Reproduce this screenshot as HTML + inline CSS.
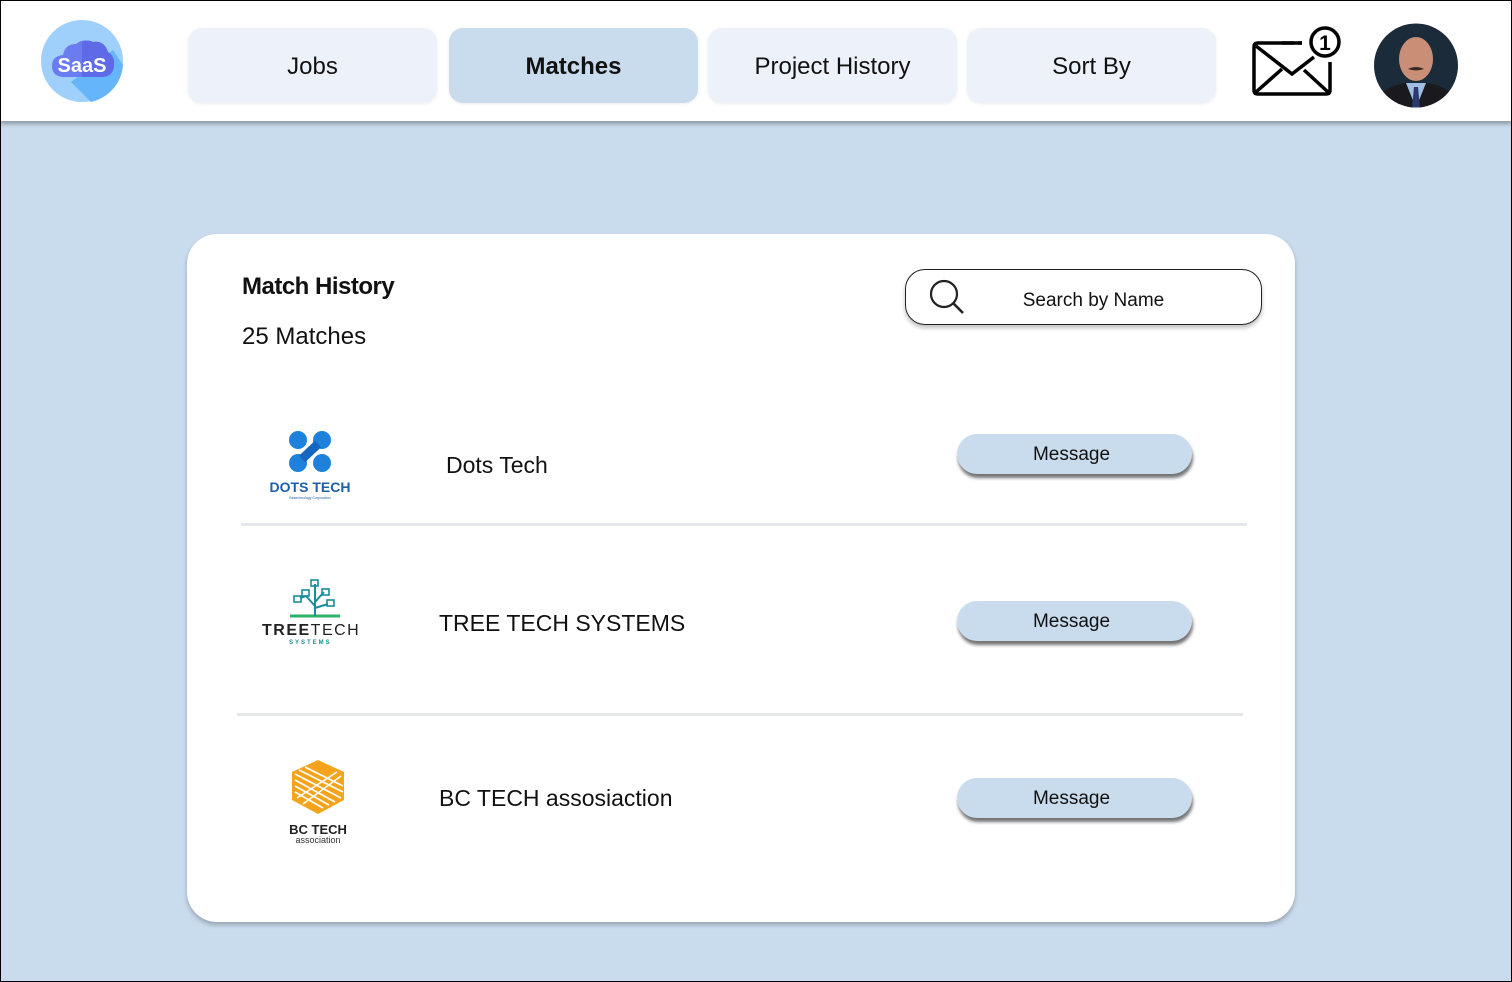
<!DOCTYPE html>
<html><head><meta charset="utf-8"><style>
*{box-sizing:border-box;margin:0;padding:0}
body{width:1512px;height:982px;overflow:hidden;background:#c9dcee;font-family:"Liberation Sans",sans-serif;color:#111;position:relative}
.frame{position:absolute;inset:0;border:1px solid #000;pointer-events:none;z-index:10}
.hdr{position:absolute;left:0;top:0;width:1512px;height:121px;background:#fff;box-shadow:0 3px 4px rgba(0,0,0,.3)}
.nav{position:absolute;top:28px;width:249px;height:75px;border-radius:14px;background:#edf2fa;font-size:24px;display:flex;align-items:center;justify-content:center;box-shadow:0 1px 3px rgba(0,0,0,.08);padding-top:2px}
.card{position:absolute;left:187px;top:234px;width:1108px;height:688px;background:#fff;border-radius:30px;box-shadow:0 3px 5px rgba(0,0,0,.25)}
.abs{position:absolute}
.btn{position:absolute;left:957px;width:235px;height:40px;border-radius:20px;background:#c9dcee;font-size:19px;display:flex;align-items:center;justify-content:center;box-shadow:1px 4px 3px rgba(0,0,0,.55);padding-top:2px;padding-right:6px}
.line{position:absolute;height:3px;background:#e5e7ea}
.name{position:absolute;font-size:23px}
</style></head><body>
<div class="hdr">
 <svg class="abs" style="left:41px;top:20px" width="82" height="82" viewBox="0 0 82 82">
  <circle cx="41" cy="41" r="41" fill="#9fd0fb"/>
  <path d="M30 62 L50 82 A41 41 0 0 0 82 45 L72 30 Z" fill="#64b5f9"/>
  <path d="M24 57 Q11 57 11 46 Q11 36 22 35 Q24 24 35 24 Q42 18 52 22 Q63 20 67 32 Q74 36 73 46 Q72 57 60 57 Z" fill="#6b7cf0"/>
  <path d="M41 22 Q46 19 52 22 Q63 20 67 32 Q74 36 73 46 Q72 57 60 57 L41 57Z" fill="#5e6ae8"/>
  <text x="41" y="52" text-anchor="middle" font-family="Liberation Sans" font-weight="bold" font-size="20" fill="#fff">SaaS</text>
 </svg>
 <div class="nav" style="left:188px">Jobs</div>
 <div class="nav" style="left:449px;background:#c9dcee;font-weight:bold">Matches</div>
 <div class="nav" style="left:708px">Project History</div>
 <div class="nav" style="left:967px">Sort By</div>
 <svg class="abs" style="left:1252px;top:24px" width="92" height="72" viewBox="0 0 92 72">
  <path d="M50 19 H6 Q2 19 2 23 V66 Q2 70 6 70 H74 Q78 70 78 66 V38" fill="none" stroke="#000" stroke-width="3.5"/>
  <path d="M4 22 L40 50 L62 33 M4 68 L30 45 M76 68 L52 46" fill="none" stroke="#000" stroke-width="3.5"/>
  <path d="M30 19 H42 M46 19 H50" stroke="#000" stroke-width="3.5"/>
  <circle cx="73" cy="18" r="14" fill="#fff" stroke="#000" stroke-width="3.5"/>
  <text x="73" y="26" text-anchor="middle" font-family="Liberation Sans" font-weight="bold" font-size="21">1</text>
 </svg>
 <svg class="abs" style="left:1374px;top:23px" width="84" height="85" viewBox="0 0 84 85">
  <defs><clipPath id="c"><circle cx="42" cy="42.5" r="42"/></clipPath></defs>
  <g clip-path="url(#c)">
   <rect width="84" height="85" fill="#1c2b3a"/>
   <path d="M0 85 L6 70 Q20 62 30 60 L54 60 Q66 62 78 70 L84 85Z" fill="#1a1a1e"/>
   <path d="M32 60 L42 85 L52 60Z" fill="#9fbde0"/>
   <path d="M40 64 L44 64 L46 85 L38 85Z" fill="#2a3a70"/>
   <ellipse cx="42" cy="36" rx="17" ry="22" fill="#c98f76"/>
   <path d="M34 46 Q42 42 50 46 Q42 49 34 46Z" fill="#3a2a22"/>
  </g>
 </svg>
</div>
<div class="card">
 <div class="abs" style="left:55px;top:39px;font-size:24px;font-weight:bold;letter-spacing:-0.5px">Match History</div>
 <div class="abs" style="left:55px;top:89px;font-size:24px">25 Matches</div>
 <div class="abs" style="left:718px;top:35px;width:357px;height:56px;border:1.5px solid #222;border-radius:20px;box-shadow:0 3px 4px rgba(0,0,0,.25);font-size:19px;display:flex;align-items:center;justify-content:center;padding-left:20px;padding-top:8px">Search by Name</div>
 <svg class="abs" style="left:741px;top:44px" width="40" height="40" viewBox="0 0 40 40"><circle cx="16" cy="16" r="13" fill="none" stroke="#222" stroke-width="2.2"/><path d="M25.5 25.5 L35 35" stroke="#222" stroke-width="2.6"/></svg>
</div>
<svg class="abs" style="left:262px;top:428px" width="100" height="75" viewBox="0 0 100 75">
 <circle cx="36" cy="12" r="9" fill="#1e82dc"/><circle cx="60" cy="12" r="9" fill="#1e82dc"/>
 <circle cx="36" cy="35" r="9" fill="#1e82dc"/><circle cx="60" cy="35" r="9" fill="#1e82dc"/>
 <path d="M56 16 L40 31" stroke="#1566c0" stroke-width="9"/>
 <text x="48" y="64" text-anchor="middle" font-family="Liberation Sans" font-weight="bold" font-size="14" fill="#1f5fa8">DOTS TECH</text>
 <text x="48" y="71" text-anchor="middle" font-family="Liberation Sans" font-size="3.5" fill="#1f5fa8">Biotechnology Corporation</text>
</svg>
<div class="name" style="left:446px;top:452px">Dots Tech</div>
<div class="btn" style="top:434px">Message</div>
<div class="line" style="left:241px;top:523px;width:1006px"></div>
<svg class="abs" style="left:260px;top:578px" width="104" height="70" viewBox="0 0 104 70">
 <path d="M30 38 H80" stroke="#2fb36a" stroke-width="3"/>
 <path d="M55 38 V6 M55 28 L46 18 M55 24 L64 14 M55 30 L68 26 M46 18 L40 20" stroke="#1b8c9a" stroke-width="2" fill="none"/>
 <rect x="51" y="2" width="7" height="6" fill="none" stroke="#1b8c9a" stroke-width="1.6"/>
 <rect x="42" y="12" width="7" height="6" fill="none" stroke="#1b8c9a" stroke-width="1.6"/>
 <rect x="62" y="11" width="7" height="6" fill="none" stroke="#1b8c9a" stroke-width="1.6"/>
 <rect x="34" y="18" width="7" height="6" fill="none" stroke="#1b8c9a" stroke-width="1.6"/>
 <rect x="67" y="22" width="7" height="6" fill="none" stroke="#1b8c9a" stroke-width="1.6"/>
 <text x="2" y="57" font-family="Liberation Sans" font-size="16" letter-spacing="1.5" fill="#222"><tspan font-weight="bold">TREE</tspan>TECH</text>
 <text x="29" y="66" font-family="Liberation Sans" font-weight="bold" font-size="6" letter-spacing="2" fill="#1b8c9a">SYSTEMS</text>
</svg>
<div class="name" style="left:439px;top:610px">TREE TECH SYSTEMS</div>
<div class="btn" style="top:601px">Message</div>
<div class="line" style="left:237px;top:713px;width:1006px"></div>
<svg class="abs" style="left:285px;top:758px" width="66" height="90" viewBox="0 0 66 90">
 <path d="M33 2 L59 14 V42 L33 56 L7 42 V14Z" fill="#f3a41c"/>
 <g stroke="#fff" stroke-width="1.6"><path d="M10 16 L56 40 M10 22 L50 44 M10 28 L44 47 M14 12 L58 34 M20 9 L58 28 M10 34 L38 50"/><path d="M56 18 L18 46 M52 14 L12 40"/></g>
 <text x="33" y="76" text-anchor="middle" font-family="Liberation Sans" font-weight="bold" font-size="13" fill="#222">BC TECH</text>
 <text x="33" y="85" text-anchor="middle" font-family="Liberation Sans" font-size="9" fill="#333">association</text>
</svg>
<div class="name" style="left:439px;top:785px">BC TECH assosiaction</div>
<div class="btn" style="top:778px">Message</div>
<div class="frame"></div>
</body></html>
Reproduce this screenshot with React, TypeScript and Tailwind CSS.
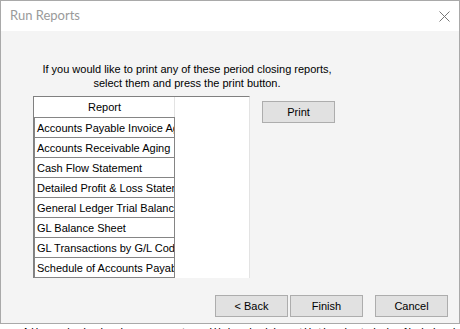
const REPORTS = [
  'Accounts Payable Invoice Aging',
  'Accounts Receivable Aging',
  'Cash Flow Statement',
  'Detailed Profit & Loss Statement',
  'General Ledger Trial Balance',
  'GL Balance Sheet',
  'GL Transactions by G/L Code',
  'Schedule of Accounts Payable',
];

const ui = "font-['Liberation_Sans',Arial,sans-serif] text-[11px] leading-[14px] text-black";

function WinButton({ label, className = '' }: { label: string; className?: string }) {
  return (
    <button
      className={`flex h-[22px] w-[73px] items-center justify-center border border-[#adadad] bg-[#e1e1e1] ${ui} ${className}`}
    >
      {label}
    </button>
  );
}

export default function App() {
  return (
    <div className="h-[329px] w-[460px] overflow-hidden bg-white">
      <div className="flex w-[460px] flex-col border border-[#a9a9a9]">
        {/* title bar */}
        <div className="flex h-[30px] items-center justify-between bg-white pl-[9px] pr-[9px]">
          <span className="font-['Lato',sans-serif] text-[13px] text-[#9a9a9a]">Run Reports</span>
          <svg width="11" height="11" viewBox="0 0 11 11" className="mt-[1px]">
            <path d="M0.5 0.5 L10.5 10.5 M10.5 0.5 L0.5 10.5" stroke="#777" strokeWidth="1" fill="none" />
          </svg>
        </div>

        {/* body */}
        <div className={`flex h-[292px] flex-col bg-[#f4f4f4] pl-[32px] pr-[11px] pt-[31px] ${ui}`}>
          <div className="w-[308px] text-center">
            If you would like to print any of these period closing reports,
            <br />
            select them and press the print button.
          </div>

          <div className="mt-[6px] flex items-start">
            <div className="flex w-[217px] border-l border-r border-t border-l-[#808080] border-r-[#e3e3e3] border-t-[#808080] bg-white">
              <div className="w-[141px]">
                <div className="flex h-[20px] items-center justify-center border-r border-[#e3e3e3] pl-[1px]">
                  Report
                </div>
                {REPORTS.map((r, i) => (
                  <div
                    key={r}
                    className={`flex h-[20px] items-center overflow-hidden whitespace-nowrap border-l border-r border-t border-[#858585] pl-[2px] ${
                      i === REPORTS.length - 1 ? 'h-[21px] border-b' : ''
                    }`}
                  >
                    {r}
                  </div>
                ))}
              </div>
              <div className="flex-1" />
            </div>
            <WinButton label="Print" className="ml-[12px] mt-[5px] w-[73px]" />
          </div>

          <div className="mt-[17px] flex justify-end">
            <WinButton label="< Back" />
            <WinButton label="Finish" className="ml-[2px]" />
            <WinButton label="Cancel" className="ml-[12px]" />
          </div>
        </div>
      </div>

      {/* window behind, barely visible */}
      <div className="h-[5px] overflow-hidden pl-[22px]">
        <div className={`${ui} mt-[1px] tracking-[2px] text-[#111]`}>
          All period closing reports will be held until the batch is finished and locked.
        </div>
      </div>
    </div>
  );
}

**TO BE DONE:** In the lines above, locate the string "screenshot". Copy every line where it occurs.

**RESPONSE TO THE EXERCISE:**
Reproduce this screenshot as HTML + inline CSS.
Reproduce this screenshot with React, TypeScript and Tailwind CSS.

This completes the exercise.